* **WRITTEN PROBLEM**
Figure out how many lines of the material below contain the word "styles". Answer with the number only.

## start DATASET RECORDS

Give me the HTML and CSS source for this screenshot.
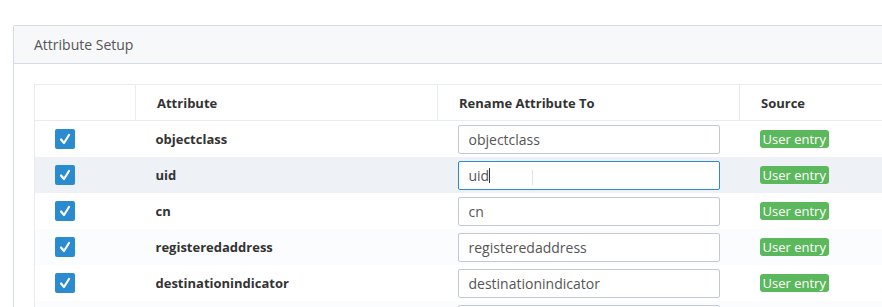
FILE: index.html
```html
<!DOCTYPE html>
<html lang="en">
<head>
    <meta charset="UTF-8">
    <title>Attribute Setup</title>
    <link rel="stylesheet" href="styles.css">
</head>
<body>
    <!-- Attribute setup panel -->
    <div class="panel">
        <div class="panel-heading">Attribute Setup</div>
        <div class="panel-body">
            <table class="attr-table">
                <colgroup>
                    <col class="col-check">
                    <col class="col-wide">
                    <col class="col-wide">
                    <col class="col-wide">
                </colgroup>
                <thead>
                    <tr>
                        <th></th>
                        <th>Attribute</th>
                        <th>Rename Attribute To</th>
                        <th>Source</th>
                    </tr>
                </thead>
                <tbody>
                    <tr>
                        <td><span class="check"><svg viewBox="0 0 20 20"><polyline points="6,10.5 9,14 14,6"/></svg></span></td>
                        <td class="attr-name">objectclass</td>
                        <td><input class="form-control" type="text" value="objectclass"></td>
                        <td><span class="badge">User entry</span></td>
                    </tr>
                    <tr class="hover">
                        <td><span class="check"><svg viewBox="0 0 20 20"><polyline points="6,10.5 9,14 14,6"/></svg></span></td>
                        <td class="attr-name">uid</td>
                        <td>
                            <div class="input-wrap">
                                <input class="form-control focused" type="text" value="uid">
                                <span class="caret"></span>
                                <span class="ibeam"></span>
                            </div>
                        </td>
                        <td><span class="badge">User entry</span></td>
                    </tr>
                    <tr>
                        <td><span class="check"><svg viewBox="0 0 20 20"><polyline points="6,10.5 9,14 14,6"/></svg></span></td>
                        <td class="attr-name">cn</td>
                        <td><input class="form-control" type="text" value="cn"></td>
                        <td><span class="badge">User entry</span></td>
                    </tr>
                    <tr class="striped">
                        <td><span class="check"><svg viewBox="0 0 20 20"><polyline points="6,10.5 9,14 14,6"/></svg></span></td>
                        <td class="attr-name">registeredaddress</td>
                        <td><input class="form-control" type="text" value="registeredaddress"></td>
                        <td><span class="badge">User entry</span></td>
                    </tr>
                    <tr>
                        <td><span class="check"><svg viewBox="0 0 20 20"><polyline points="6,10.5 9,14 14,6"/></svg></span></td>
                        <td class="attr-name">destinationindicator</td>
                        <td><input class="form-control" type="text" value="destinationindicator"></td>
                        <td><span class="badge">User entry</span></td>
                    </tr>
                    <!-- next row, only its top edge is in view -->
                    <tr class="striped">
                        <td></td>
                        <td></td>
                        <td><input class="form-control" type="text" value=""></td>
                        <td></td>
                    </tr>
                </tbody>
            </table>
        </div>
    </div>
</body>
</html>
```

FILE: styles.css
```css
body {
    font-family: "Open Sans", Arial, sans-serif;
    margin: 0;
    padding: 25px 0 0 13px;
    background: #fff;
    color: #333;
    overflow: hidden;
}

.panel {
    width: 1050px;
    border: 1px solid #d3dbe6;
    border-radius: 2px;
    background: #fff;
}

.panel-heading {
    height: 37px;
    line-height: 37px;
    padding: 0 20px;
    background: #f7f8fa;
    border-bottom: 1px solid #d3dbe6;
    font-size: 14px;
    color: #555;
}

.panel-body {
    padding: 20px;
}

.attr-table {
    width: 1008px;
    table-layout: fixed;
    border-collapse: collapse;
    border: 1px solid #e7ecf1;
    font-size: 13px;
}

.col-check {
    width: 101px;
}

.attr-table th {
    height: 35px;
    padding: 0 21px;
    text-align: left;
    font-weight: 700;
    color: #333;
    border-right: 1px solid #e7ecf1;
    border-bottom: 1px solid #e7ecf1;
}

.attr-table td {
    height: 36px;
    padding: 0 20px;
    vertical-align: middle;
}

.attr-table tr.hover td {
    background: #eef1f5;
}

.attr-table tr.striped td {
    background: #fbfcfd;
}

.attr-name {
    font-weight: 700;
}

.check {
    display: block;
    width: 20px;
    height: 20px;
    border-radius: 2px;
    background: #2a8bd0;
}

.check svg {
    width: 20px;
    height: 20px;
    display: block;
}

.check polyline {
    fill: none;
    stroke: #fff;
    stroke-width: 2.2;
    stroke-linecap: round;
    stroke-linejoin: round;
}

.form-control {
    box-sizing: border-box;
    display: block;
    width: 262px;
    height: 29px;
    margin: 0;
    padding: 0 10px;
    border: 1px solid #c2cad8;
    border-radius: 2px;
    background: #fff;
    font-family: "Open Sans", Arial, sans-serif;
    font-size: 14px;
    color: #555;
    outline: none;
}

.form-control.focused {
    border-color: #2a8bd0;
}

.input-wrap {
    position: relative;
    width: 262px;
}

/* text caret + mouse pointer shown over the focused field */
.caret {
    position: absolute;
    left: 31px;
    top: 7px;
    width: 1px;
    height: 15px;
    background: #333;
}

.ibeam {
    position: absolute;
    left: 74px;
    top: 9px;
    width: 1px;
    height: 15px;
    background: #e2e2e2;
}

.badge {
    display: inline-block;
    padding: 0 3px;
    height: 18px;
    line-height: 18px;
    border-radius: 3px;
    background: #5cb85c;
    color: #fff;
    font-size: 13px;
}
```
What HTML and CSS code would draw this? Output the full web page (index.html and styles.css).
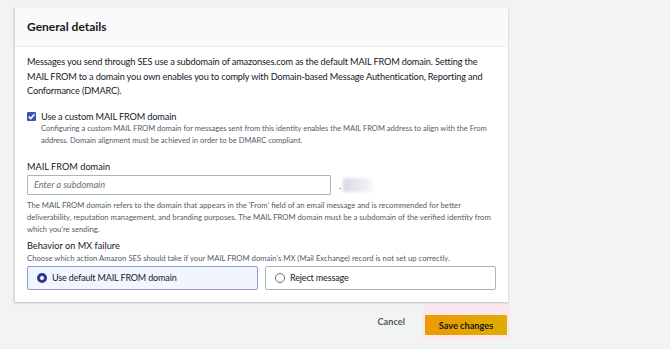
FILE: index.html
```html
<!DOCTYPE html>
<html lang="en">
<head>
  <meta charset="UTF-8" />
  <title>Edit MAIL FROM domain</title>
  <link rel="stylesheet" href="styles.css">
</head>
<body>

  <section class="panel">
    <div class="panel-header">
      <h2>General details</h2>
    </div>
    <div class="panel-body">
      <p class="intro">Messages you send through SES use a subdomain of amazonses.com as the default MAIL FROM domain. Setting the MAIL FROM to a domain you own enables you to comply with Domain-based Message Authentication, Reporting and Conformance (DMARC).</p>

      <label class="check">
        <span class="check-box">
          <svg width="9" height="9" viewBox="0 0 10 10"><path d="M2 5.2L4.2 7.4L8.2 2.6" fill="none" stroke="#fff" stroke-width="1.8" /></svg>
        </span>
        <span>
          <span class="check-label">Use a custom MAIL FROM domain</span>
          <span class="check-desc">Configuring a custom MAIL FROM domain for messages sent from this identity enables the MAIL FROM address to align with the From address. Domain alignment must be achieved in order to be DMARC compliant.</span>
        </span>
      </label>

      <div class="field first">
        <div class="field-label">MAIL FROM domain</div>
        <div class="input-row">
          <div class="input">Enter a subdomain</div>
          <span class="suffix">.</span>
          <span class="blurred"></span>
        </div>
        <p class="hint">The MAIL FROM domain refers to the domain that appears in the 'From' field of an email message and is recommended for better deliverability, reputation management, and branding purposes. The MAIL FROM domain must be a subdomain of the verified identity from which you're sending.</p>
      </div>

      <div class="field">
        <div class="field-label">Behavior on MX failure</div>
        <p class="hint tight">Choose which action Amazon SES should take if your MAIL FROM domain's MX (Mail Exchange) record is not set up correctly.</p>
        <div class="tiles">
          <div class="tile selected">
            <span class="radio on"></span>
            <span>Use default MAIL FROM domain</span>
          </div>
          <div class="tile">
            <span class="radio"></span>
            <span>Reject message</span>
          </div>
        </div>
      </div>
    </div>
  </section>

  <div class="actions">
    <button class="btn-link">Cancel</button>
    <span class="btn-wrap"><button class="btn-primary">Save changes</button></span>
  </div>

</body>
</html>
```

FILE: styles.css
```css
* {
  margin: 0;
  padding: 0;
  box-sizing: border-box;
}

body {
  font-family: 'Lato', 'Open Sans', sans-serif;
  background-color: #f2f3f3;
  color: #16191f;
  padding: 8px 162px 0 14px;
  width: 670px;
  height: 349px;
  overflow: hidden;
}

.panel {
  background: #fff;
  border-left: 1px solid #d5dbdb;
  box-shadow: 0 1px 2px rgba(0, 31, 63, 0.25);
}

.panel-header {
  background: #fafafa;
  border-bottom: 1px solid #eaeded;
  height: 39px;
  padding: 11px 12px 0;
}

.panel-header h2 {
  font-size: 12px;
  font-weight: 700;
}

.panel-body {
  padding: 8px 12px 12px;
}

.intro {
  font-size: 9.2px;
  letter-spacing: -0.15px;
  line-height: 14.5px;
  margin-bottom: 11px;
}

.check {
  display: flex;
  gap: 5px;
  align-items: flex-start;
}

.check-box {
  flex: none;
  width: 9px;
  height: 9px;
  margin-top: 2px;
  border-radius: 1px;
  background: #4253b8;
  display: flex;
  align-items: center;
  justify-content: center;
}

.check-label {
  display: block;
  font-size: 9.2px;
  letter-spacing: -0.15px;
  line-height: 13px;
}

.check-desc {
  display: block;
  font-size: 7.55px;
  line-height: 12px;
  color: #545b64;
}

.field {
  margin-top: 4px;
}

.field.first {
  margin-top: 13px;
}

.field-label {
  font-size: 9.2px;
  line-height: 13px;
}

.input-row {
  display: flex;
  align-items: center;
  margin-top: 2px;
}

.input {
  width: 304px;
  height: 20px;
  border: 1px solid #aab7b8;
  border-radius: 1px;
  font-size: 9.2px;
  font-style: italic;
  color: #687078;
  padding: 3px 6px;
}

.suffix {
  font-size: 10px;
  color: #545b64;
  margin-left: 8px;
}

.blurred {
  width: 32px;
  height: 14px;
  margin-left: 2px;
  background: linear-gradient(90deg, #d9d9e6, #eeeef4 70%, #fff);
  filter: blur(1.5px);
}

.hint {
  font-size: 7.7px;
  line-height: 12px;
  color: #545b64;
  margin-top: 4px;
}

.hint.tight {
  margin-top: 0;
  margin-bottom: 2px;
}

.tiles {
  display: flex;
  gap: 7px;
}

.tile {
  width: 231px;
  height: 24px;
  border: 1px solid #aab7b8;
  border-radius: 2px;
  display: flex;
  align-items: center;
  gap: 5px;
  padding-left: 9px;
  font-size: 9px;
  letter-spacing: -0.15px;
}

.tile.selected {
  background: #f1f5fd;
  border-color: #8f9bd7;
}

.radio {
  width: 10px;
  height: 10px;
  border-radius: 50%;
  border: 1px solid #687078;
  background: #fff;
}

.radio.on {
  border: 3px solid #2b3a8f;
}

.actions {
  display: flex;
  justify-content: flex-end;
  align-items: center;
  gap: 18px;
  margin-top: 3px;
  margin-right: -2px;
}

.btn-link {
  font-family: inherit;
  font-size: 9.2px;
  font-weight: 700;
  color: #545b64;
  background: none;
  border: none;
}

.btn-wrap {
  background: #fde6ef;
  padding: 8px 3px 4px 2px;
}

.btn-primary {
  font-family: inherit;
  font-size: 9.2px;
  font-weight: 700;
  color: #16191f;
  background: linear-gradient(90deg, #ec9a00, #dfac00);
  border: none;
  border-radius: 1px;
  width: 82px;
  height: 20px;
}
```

## end DATASET RECORDS

* **TASK ANSWER**
5